*Supplied information*:

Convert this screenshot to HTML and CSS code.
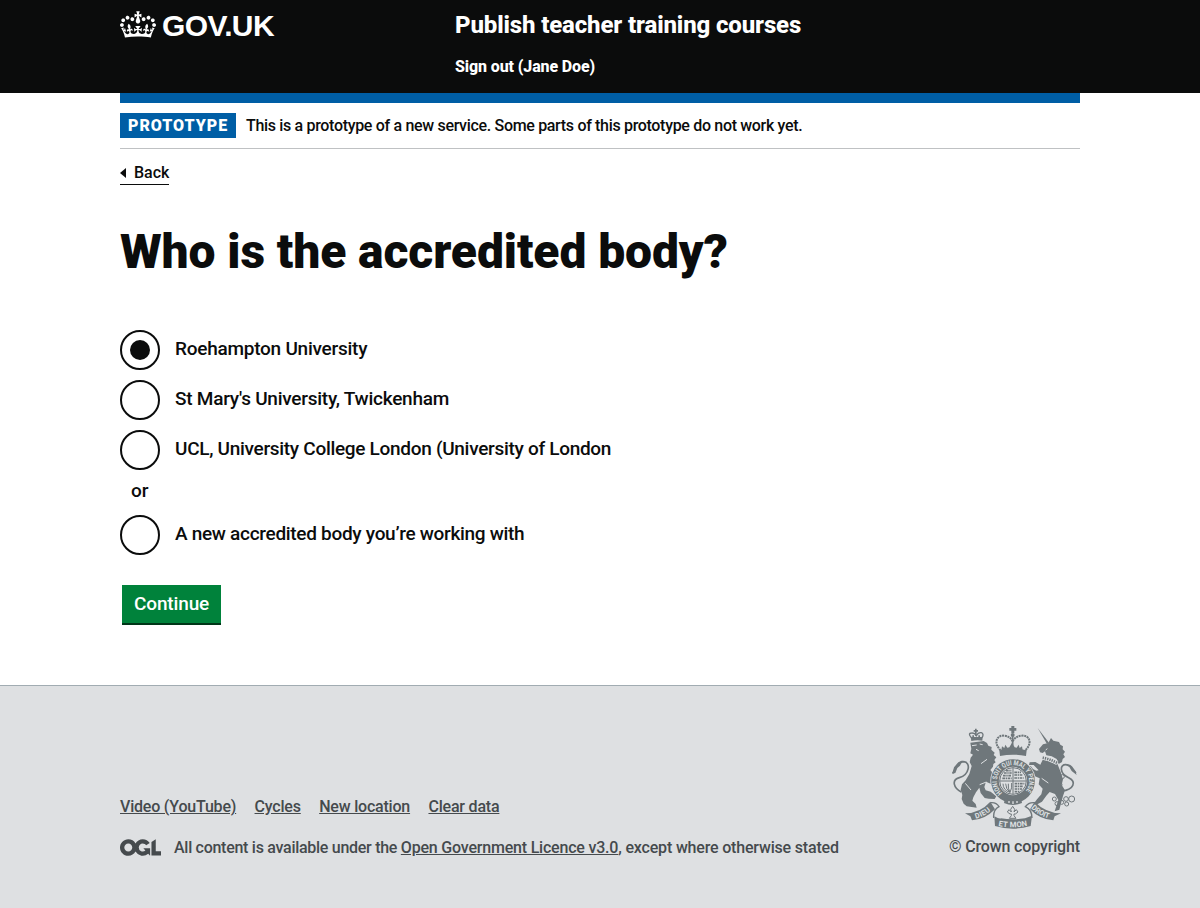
FILE: index.html
```html
<!DOCTYPE html>
<html lang="en">
<head>
<meta charset="utf-8">
<title>Who is the accredited body?</title>
<link rel="stylesheet" href="styles.css">
</head>
<body>
<header class="header">
  <div class="container header-inner">
    <a class="logo" href="#">
      <svg class="crown" viewBox="0 0 132 97" width="36" height="27" aria-hidden="true"><path fill="#fff" d="M25 30.2c3.5 1.5 7.7-.2 9.1-3.7 1.5-3.6-.2-7.8-3.9-9.2-3.6-1.4-7.6.3-9.1 3.9-1.4 3.5.3 7.5 3.9 9zM9 39.5c3.6 1.5 7.8-.2 9.2-3.7 1.5-3.6-.2-7.8-3.9-9.1-3.6-1.5-7.6.2-9.1 3.8-1.4 3.5.3 7.5 3.8 9zM4.4 57.2c3.5 1.5 7.7-.2 9.1-3.8 1.5-3.6-.2-7.7-3.9-9.1-3.5-1.5-7.6.3-9.1 3.8-1.4 3.5.3 7.6 3.9 9.1zm38.3-21.4c3.5 1.5 7.7-.2 9.1-3.8 1.5-3.6-.2-7.7-3.9-9.1-3.6-1.5-7.6.3-9.1 3.8-1.3 3.6.4 7.7 3.9 9.1zm64.4-5.6c-3.6 1.5-7.8-.2-9.1-3.7-1.5-3.6.2-7.8 3.8-9.2 3.6-1.4 7.7.3 9.2 3.9 1.3 3.5-.4 7.5-3.9 9zm15.9 9.3c-3.6 1.5-7.7-.2-9.1-3.7-1.5-3.6.2-7.8 3.7-9.1 3.6-1.5 7.7.2 9.2 3.8 1.5 3.5-.3 7.5-3.8 9zm4.7 17.7c-3.6 1.5-7.8-.2-9.2-3.8-1.5-3.6.2-7.7 3.9-9.1 3.6-1.5 7.7.3 9.2 3.8 1.3 3.5-.4 7.6-3.9 9.1zM89.3 35.8c-3.6 1.5-7.8-.2-9.2-3.8-1.4-3.6.2-7.7 3.9-9.1 3.6-1.5 7.7.3 9.2 3.8 1.4 3.6-.3 7.7-3.9 9.1zM69.7 17.7l8.9 4.7V9.3l-8.9 2.8c-.2-.3-.5-.6-.9-.9L72.4 0H59.6l3.5 11.2c-.3.3-.6.5-.9.9l-8.8-2.8v13.1l8.8-4.7c.3.3.6.7.9.9l-5 15.4v.1c-.2.8-.4 1.6-.4 2.4 0 4.1 3.1 7.5 7 8.1h.2c.3 0 .7.1 1 .1.4 0 .7 0 1-.1h.2c4-.6 7.1-4.1 7.1-8.1 0-.8-.1-1.7-.4-2.4V34l-5.1-15.4c.4-.2.7-.6 1-.9zM66 92.8c16.9 0 32.8 1.1 47.1 3.2 4-16.9 8.9-26.7 14-33.5l-9.6-3.4c1 4.9 1.1 7.2 0 10.2-1.5-1.4-3-4.3-4.2-8.7L108.6 76c2.8-2 5-3.2 7.5-3.3-4.4 9.4-10 11.9-13.6 11.2-4.3-.8-6.3-4.6-5.6-7.9 1-4.7 5.7-5.9 8-.5 4.3-8.7-3-11.4-7.6-8.8 7.1-7.2 7.9-13.5 2.1-21.1-8 6.1-8.1 12.3-4.5 20.8-4.7-5.4-12.1-2.5-9.5 6.2 3.4-5.2 7.9-2 7.2 3.1-.6 4.3-6.4 7.8-13.5 7.2-10.3-.9-10.9-8-11.2-13.8 2.5-.5 7.1 1.8 11 7.3L80.2 60c-4.1 4.4-8 5.3-12.3 5.4 1.4-4.4 8-11.6 8-11.6H55.5s6.4 7.2 7.9 11.6c-4.2-.1-8-1-12.3-5.4l1.4 16.4c3.9-5.5 8.5-7.7 10.9-7.3-.3 5.8-.9 12.8-11.1 13.8-7.2.6-12.9-2.9-13.5-7.2-.7-5 3.8-8.3 7.1-3.1 2.7-8.7-4.6-11.6-9.4-6.2 3.7-8.5 3.6-14.7-4.6-20.8-5.8 7.6-5 13.9 2.2 21.1-4.7-2.6-11.9.1-7.7 8.8 2.3-5.5 7.1-4.2 8.1.5.7 3.3-1.3 7.1-5.7 7.9-3.5.7-9-1.8-13.5-11.2 2.5.1 4.7 1.3 7.5 3.3l-4.7-15.4c-1.2 4.4-2.7 7.2-4.3 8.7-1.1-3-.9-5.3 0-10.2l-9.5 3.4c5 6.9 9.9 16.7 14 33.5 14.8-2.1 30.8-3.2 47.7-3.2z"/></svg>
      <span class="logo-text">GOV.UK</span>
    </a>
    <div class="header-content">
      <a class="service" href="#">Publish teacher training courses</a>
      <a class="signout" href="#">Sign out (Jane Doe)</a>
    </div>
  </div>
</header>
<div class="container">
  <div class="bar"></div>
  <div class="phase">
    <strong class="tag">PROTOTYPE</strong>
    <span class="phase-text">This is a prototype of a new service. Some parts of this prototype do not work yet.</span>
  </div>
  <a class="back" href="#"><svg width="6" height="10" viewBox="0 0 6 10" aria-hidden="true"><path d="M6 0v10L0 5z" fill="#0b0c0c"/></svg>Back</a>
  <main>
    <h1>Who is the accredited body?</h1>
    <form class="radios">
      <label class="radio"><span class="dot on"></span><span class="label">Roehampton University</span></label>
      <label class="radio"><span class="dot"></span><span class="label">St Mary's University, Twickenham</span></label>
      <label class="radio"><span class="dot"></span><span class="label label-long">UCL, University College London (University of London</span></label>
      <p class="or">or</p>
      <label class="radio"><span class="dot"></span><span class="label label-long">A new accredited body you’re working with</span></label>
      <button class="button" type="button">Continue</button>
    </form>
  </main>
</div>
<footer class="footer">
  <div class="container footer-inner">
    <div class="footer-meta">
      <nav class="links">
        <a href="#">Video (YouTube)</a>
        <a href="#">Cycles</a>
        <a href="#">New location</a>
        <a href="#">Clear data</a>
      </nav>
      <div class="licence">
        <svg class="ogl" viewBox="0 0 483.2 195.7" width="41" height="17" aria-label="Open Government Licence"><path fill="#454a4d" d="M421.5 142.8V.1l-50.7 32.3v161.1h112.4v-50.7zm-122.3-9.6A47.12 47.12 0 0 1 221 97.8c0-26 21.1-47.1 47.1-47.1 16.7 0 31.4 8.7 39.7 21.8l42.7-27.2A97.63 97.63 0 0 0 268.1 0c-36.5 0-68.3 20.1-85.1 49.7A98 98 0 0 0 97.8 0C43.9 0 0 43.9 0 97.8s43.9 97.8 97.8 97.8c36.5 0 68.3-20.1 85.1-49.7a97.76 97.76 0 0 0 149.6 25.4l19.4 22.2h3v-87.8h-80l24.3 27.5zM97.8 145c-26 0-47.1-21.1-47.1-47.1s21.1-47.1 47.1-47.1 47.1 21.1 47.1 47.1S123.8 145 97.8 145"/></svg>
        <span class="licence-text">All content is available under the <a href="#">Open Government Licence v3.0</a><span class="licence-end">, except where otherwise stated</span></span>
      </div>
    </div>
    <a class="copyright" href="#">
      <svg class="arms" viewBox="30 30 384 315" width="128" height="105" aria-hidden="true">
        <g fill="#6f777b">
          <!-- central crown -->
          <path d="M214 33h9v6h6v8h-6v7h-9v-7h-6v-8h6z"/>
          <circle cx="218" cy="60" r="6"/>
          <path d="M178 106q40-10 82 0l-2 17q-39-8-78 0z"/>
          <path d="M184 106l2-12 7 5 3-10 6 9 6-1 8-14 8 14 6 1 6-9 3 10 7-5 2 12z"/>
          <path d="M182 106C158 82 172 60 192 62Q212 64 218 80Q224 64 246 62C266 60 280 82 256 106" fill="none" stroke="#6f777b" stroke-width="6" stroke-dasharray="6 2"/>
          <path d="M218 62v30" stroke="#6f777b" stroke-width="5"/>
          <!-- lion -->
          <path d="M92 66l36 0-1 11q-17-3-33 1z"/>
          <path d="M94 68Q82 54 95 54Q104 53 109 62Q115 51 124 53Q133 57 126 68" fill="none" stroke="#6f777b" stroke-width="4"/>
          <path d="M105 41h5v4h4v5h-4v12h-5v-12h-4v-5h4zM97 68v-7h5v7zM115 68v-7h5v7z"/>
          <path d="M91 83l40-5 10 6 4 8 10 4-1 8 10 9-3 7 8 7-6 8 4 7-7 5-1 8-8 10 8 10 0 9 14 10 3 9 14 13-8 4-14-8-16-6-14-6-5 16 4 10 15 4 17 14-5 8-18-1-12-2-12-15-4-16-10 14-8 15-3 10 10 10 3 11-15-2-15-2-9-8-6-14 2-12-5-16 4-16 11-12 11-19 7-24-6-12 3-13 7-9-8-4 3-14z"/>
          <path d="M64 231C40 218 34 195 58 188C88 180 94 142 71 140C54 141 49 157 38 175" fill="none" stroke="#6f777b" stroke-width="5"/>
          <path d="M37 176l5-19 13-15 13-6-8 16-8 7-6 15z"/>
          <!-- unicorn -->
          <path d="M293 39l34 44-6 4z"/>
          <path d="M325 84l8-15 7 8 17 4 4 8 8 5-1 9 7 7-5 8 5 8-7 6-2 9-10 6-6-15-15-8-16-3-4-12-7 5-8-2-3-10 12-14z"/>
          <path d="M309 133l43 13 10 25 7 22-4 17 10 16-6 17-5 18-6 23-14 5 5-16 6-18-10-18-16-6-10 11-13 18-14 8-11-2 10-13 13-15 4-17-12-13 3-18-16-7-10-14-10-13 9-3 7 9 10 5 7-1-15-16-14 0 2-8 17-1 15 8z"/>
          <path d="M365 228C402 224 410 200 386 188C358 176 358 147 379 149C397 150 396 162 408 174" fill="none" stroke="#6f777b" stroke-width="5"/>
          <path d="M373 148q29 2 37 32l-15-12-7-12z"/>
        </g>
        <path d="M308 128q21 4 44 16" stroke="#dee0e2" stroke-width="13" fill="none"/>
        <path d="M308 128q21 4 44 16" stroke="#6f777b" stroke-width="8" stroke-dasharray="4 3" fill="none"/>
        <path d="M96 92l14-2M119 87l9 2M108 103l8 4M76 205l17 20M123 146l18-13M119 209l20-8M305 190l20 14M322 101l-5 4" stroke="#dee0e2" stroke-width="3"/>
        <g fill="none" stroke="#6f777b" stroke-width="3">
          <circle cx="367" cy="185" r="6"/><circle cx="360" cy="209" r="6"/><circle cx="343" cy="252" r="6"/><circle cx="351" cy="266" r="6"/><circle cx="365" cy="262" r="6"/><circle cx="378" cy="252" r="7"/><circle cx="395" cy="252" r="9"/><circle cx="380" cy="267" r="6"/>
        </g>
        <!-- garter and shield -->
        <circle cx="219" cy="198" r="68" fill="#dee0e2"/>
        <circle cx="219" cy="198" r="54" fill="none" stroke="#6f777b" stroke-width="23"/>
        <path id="motto" d="M187 234A48 48 0 1 1 251 234" fill="none"/>
        <text class="arms-text" font-size="21"><textPath href="#motto" textLength="222" lengthAdjust="spacingAndGlyphs">HONI SOIT QUI MAL Y PENSE</textPath></text>
        <circle cx="219" cy="198" r="40" fill="#dee0e2" stroke="#6f777b" stroke-width="3"/>
        <path d="M219 158v79M180 198h78" stroke="#6f777b" stroke-width="3"/>
        <g stroke="#6f777b" stroke-width="5" stroke-dasharray="8 2 4 2">
          <path d="M192 174h23M189 182h26M187 190h28M198 167h17M223 172h20M223 180h26M223 189h28"/>
          <path d="M224 206h29M224 214h26M224 222h22M224 230h14"/>
        </g>
        <path d="M189 206q0 20 21 26q-7-12-5-26M197 206q0 16 13 26M215 204q2 15-5 28" fill="none" stroke="#6f777b" stroke-width="3"/>
        <path d="M195 250q24 11 48 0l3 14q-28 12-54 0z" fill="#6f777b"/>
        <path d="M207 258v6M219 259v8M231 258v6" stroke="#dee0e2" stroke-width="4"/>
        <!-- fleur and scroll -->
        <path d="M218 274l6 9-2 8 7-7 5 7-8 6h-4v5l6 8h-20l6-8v-5h-4l-8-6 5-7 7 7-2-8z" fill="none" stroke="#6f777b" stroke-width="3"/>
        <path d="M75 295Q121 294 151 260L165 283Q135 314 96 316L91 304zM363 295Q317 294 284 260L270 283Q300 314 340 316L344 304z" fill="#6f777b"/>
        <path d="M151 263q18-2 26 12q-18 9-16 34M284 263q-18-2-28 12q20 9 20 34" fill="none" stroke="#6f777b" stroke-width="4"/>
        <path d="M163 304q16 9 20 6q34 6 72 0l21-8-4 31q-53 16-107 0z" fill="#6f777b"/>
        <path id="dieu" d="M107 311Q137 304 160 279" fill="none"/>
        <path id="droit" d="M273 279Q300 306 336 312" fill="none"/>
        <path id="etmon" d="M172 332Q219 342 267 331" fill="none"/>
        <text class="arms-text" font-size="22"><textPath href="#dieu" textLength="52">DIEU</textPath></text>
        <text class="arms-text" font-size="22"><textPath href="#droit" textLength="62">DROIT</textPath></text>
        <text class="arms-text" font-size="23"><textPath href="#etmon" startOffset="3" textLength="88">ET MON</textPath></text>
      </svg>
      <span class="copyright-text">© Crown copyright</span>
    </a>
  </div>
</footer>
</body>
</html>
```
FILE: styles.css
```css
* { box-sizing: border-box; }
body { margin: 0; font-family: Roboto, "Liberation Sans", sans-serif; font-size: 19px; color: #0b0c0c; background: #fff; white-space: nowrap; }
a { color: inherit; text-decoration: none; }
.container { width: 960px; margin: 0 auto; }
.header { background: #0b0c0c; color: #fff; height: 93px; }
.header-inner { display: flex; }
.logo { width: 335px; display: flex; gap: 6px; padding-top: 11px; }
.logo-text { font: 700 30px/30px "Liberation Sans", Arial, sans-serif; letter-spacing: -0.6px; }
.header-content { display: flex; flex-direction: column; padding-top: 11px; font-weight: 800; }
.service { font-size: 24px; line-height: 29px; letter-spacing: -0.14px; }
.signout { font-size: 16px; line-height: 20px; margin-top: 17px; letter-spacing: -0.12px; }
.bar { height: 10px; background: #005ea5; }
.phase { display: flex; align-items: center; gap: 10px; padding: 10px 0; height: 46px; border-bottom: 1px solid #bfc1c3; font-size: 16px; font-weight: 500; }
.phase-text { letter-spacing: -0.325px; }
.tag { width: 116px; height: 25px; padding-left: 8px; background: #005ea5; color: #fff; font-weight: 900; line-height: 25px; letter-spacing: 1px; }
.back { display: inline-flex; align-items: center; gap: 8px; margin-top: 15px; height: 21px; padding-bottom: 3px; border-bottom: 1px solid #0b0c0c; font-size: 16px; font-weight: 500; line-height: 17px; }
h1 { margin: 42px 0 0; font-size: 48px; line-height: 50px; font-weight: 900; letter-spacing: -0.1px; }
.radios { margin-top: 53px; display: flex; flex-direction: column; align-items: flex-start; font-weight: 500; }
.radio { display: flex; align-items: center; gap: 15px; height: 40px; margin-bottom: 10px; }
.label { line-height: 36px; padding-bottom: 2px; letter-spacing: -0.25px; }
.label-long { letter-spacing: -0.3px; }
.dot { width: 40px; height: 40px; border: 2px solid #0b0c0c; border-radius: 50%; display: grid; place-items: center; }
.on::after { content: ""; width: 20px; height: 20px; border-radius: 50%; background: #0b0c0c; }
.or { margin: 0 0 14px 11px; line-height: 21px; }
.button { margin: 20px 0 0 2px; width: 99px; height: 40px; padding: 0 12px 2px; border: 0; background: #00823b; box-shadow: inset 0 -2px #003618; color: #fff; font: 500 19px/36px Roboto, sans-serif; letter-spacing: -0.14px; text-align: left; }
.footer { margin-top: 60px; height: 223px; background: #dee0e2; border-top: 1px solid #a1acb2; color: #454a4d; font-size: 16px; font-weight: 500; }
.footer-inner { display: flex; justify-content: space-between; padding-top: 39px; }
.footer-meta { padding-top: 72px; }
.links { display: flex; gap: 18.4px; line-height: 20px; letter-spacing: -0.2px; }
.links a, .licence a { text-decoration: underline; }
.licence { display: flex; align-items: center; gap: 13px; margin-top: 19px; line-height: 20px; }
.licence-text { letter-spacing: -0.28px; padding-top: 2px; }
.licence-text a { letter-spacing: -0.2px; }
.licence-end { letter-spacing: -0.18px; }
.copyright { display: flex; flex-direction: column; width: 131px; line-height: 20px; gap: 7px; }
.copyright-text { letter-spacing: -0.15px; }
.arms { margin-left: 1px; }
.arms-text { font-family: Roboto, sans-serif; font-weight: 700; fill: #dee0e2; }
```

*Task directions*:
Copy out each line that contains the word "this".

*Result*:
Convert this screenshot to HTML and CSS code.
    <span class="phase-text">This is a prototype of a new service. Some parts of this prototype do not work yet.</span>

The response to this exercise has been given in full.